Non-Markovian Stochastic Reduced Equations on the Fly

Abstract

In this chapter, we consider a new stochastic PM candidate obtained as the pullback limit associated with the two-layer backward-forward system of Chap. 4; and we illustrate that the corresponding reduced system, when applied to the stochastic Burgers-type equation introduced in Chap. 6, provides better performances in modeling the dynamics of the resolved modes when compared with those achieved by the reduced system based on \(\widehat{h}^{(1)}_\lambda \). Methodological aspects are presented in Sects. 7.1 and 7.2, where a numerical procedure is described to determine “on the fly” the reduced random vector field (based on \(\widehat{h}^{(2)}_\lambda \)) along a trajectory \(\xi (t,\omega )\) generated by the latter as the time is advanced.
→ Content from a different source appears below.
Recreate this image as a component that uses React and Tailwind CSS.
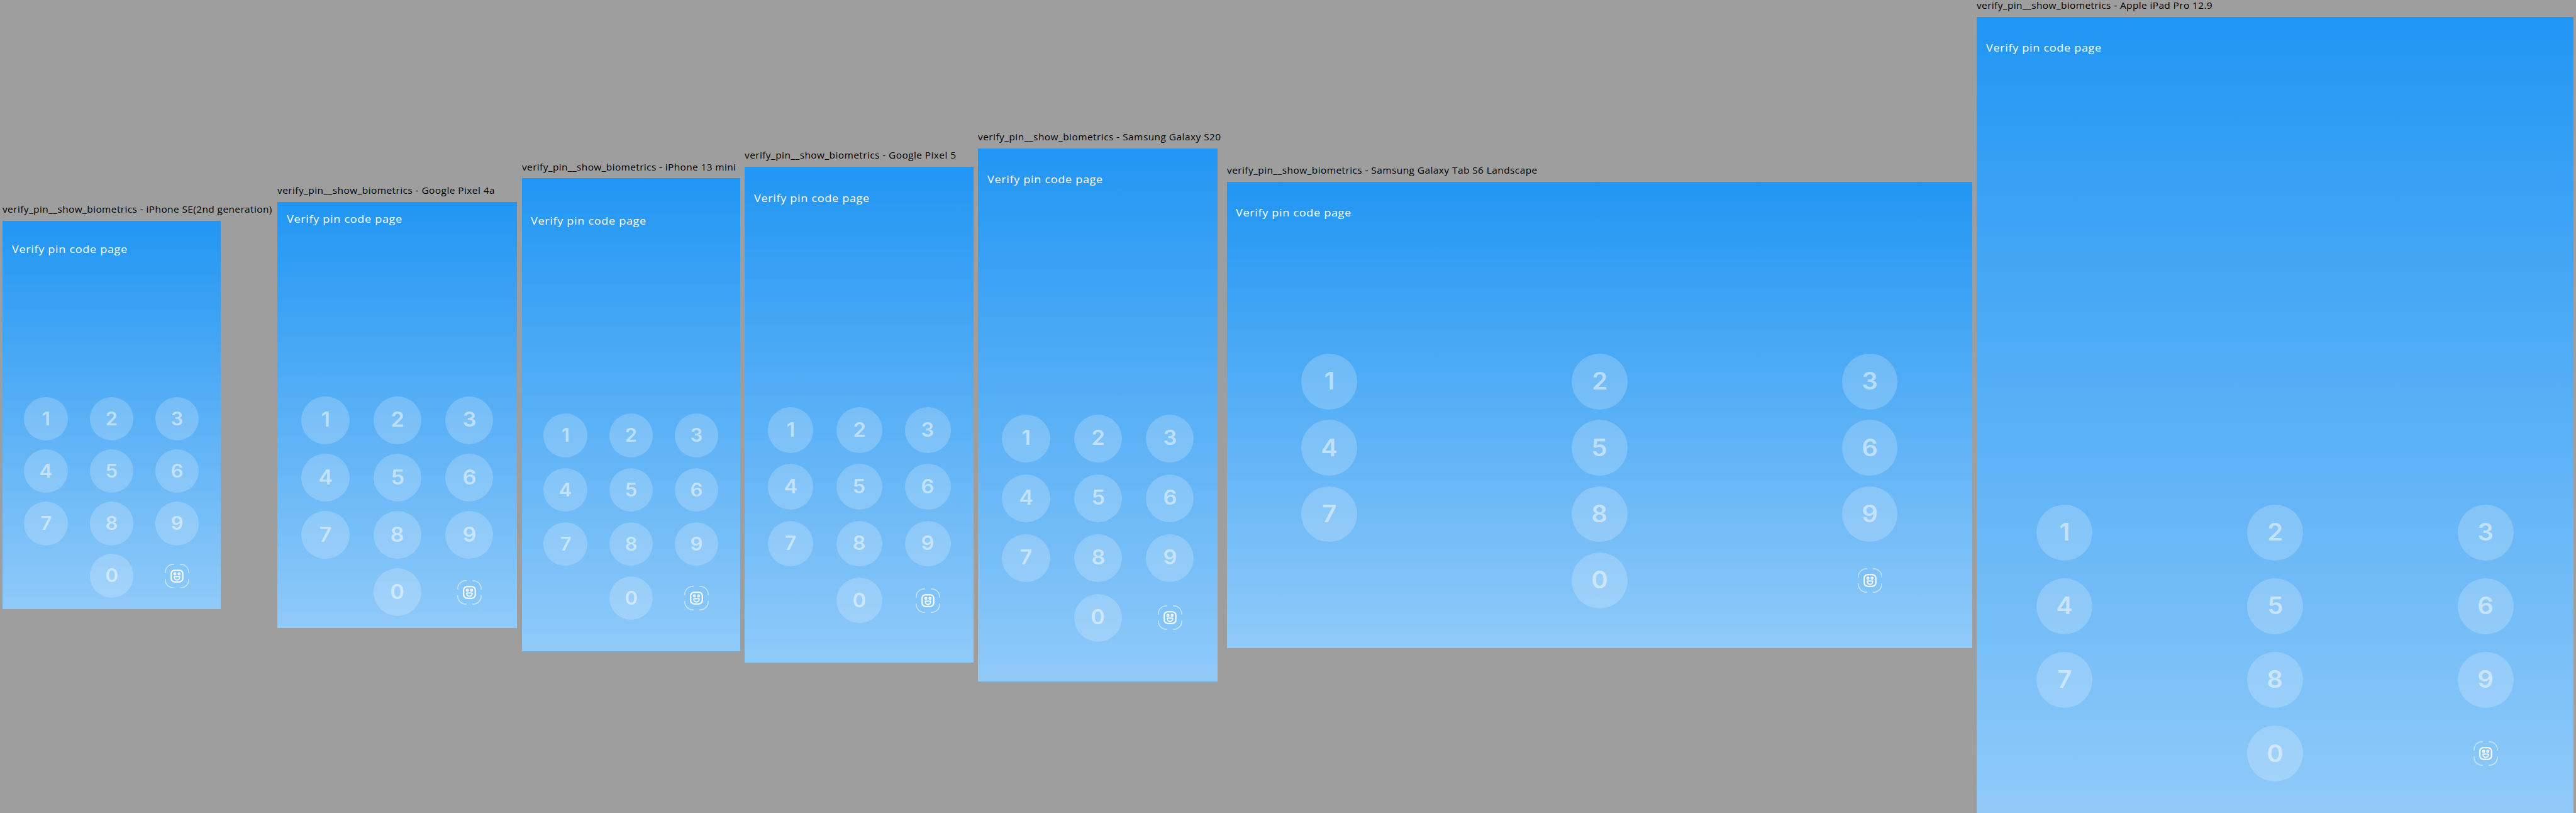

This method is particularly useful when no analytic formulas of \(\widehat{h}^{(2)}_\lambda \) are available. The substitutive cornerstone in this case, is the pullback characterization of \(\widehat{h}^{(2)}_\lambda \) given by (4.45), which allows us to update the reduced vector field once \(\xi (t,\omega )\) is known at a particular time instance \(t\). As illustrated on the stochastic Burgers-type equation, it is shown in Sect. 7.5 that the statistics of the large excursions present in the SPDE dynamics projected onto the resolved modes are reproduced with a very good accuracy from simulations of the reduced dynamics based on \(\widehat{h}^{(2)}_\lambda \).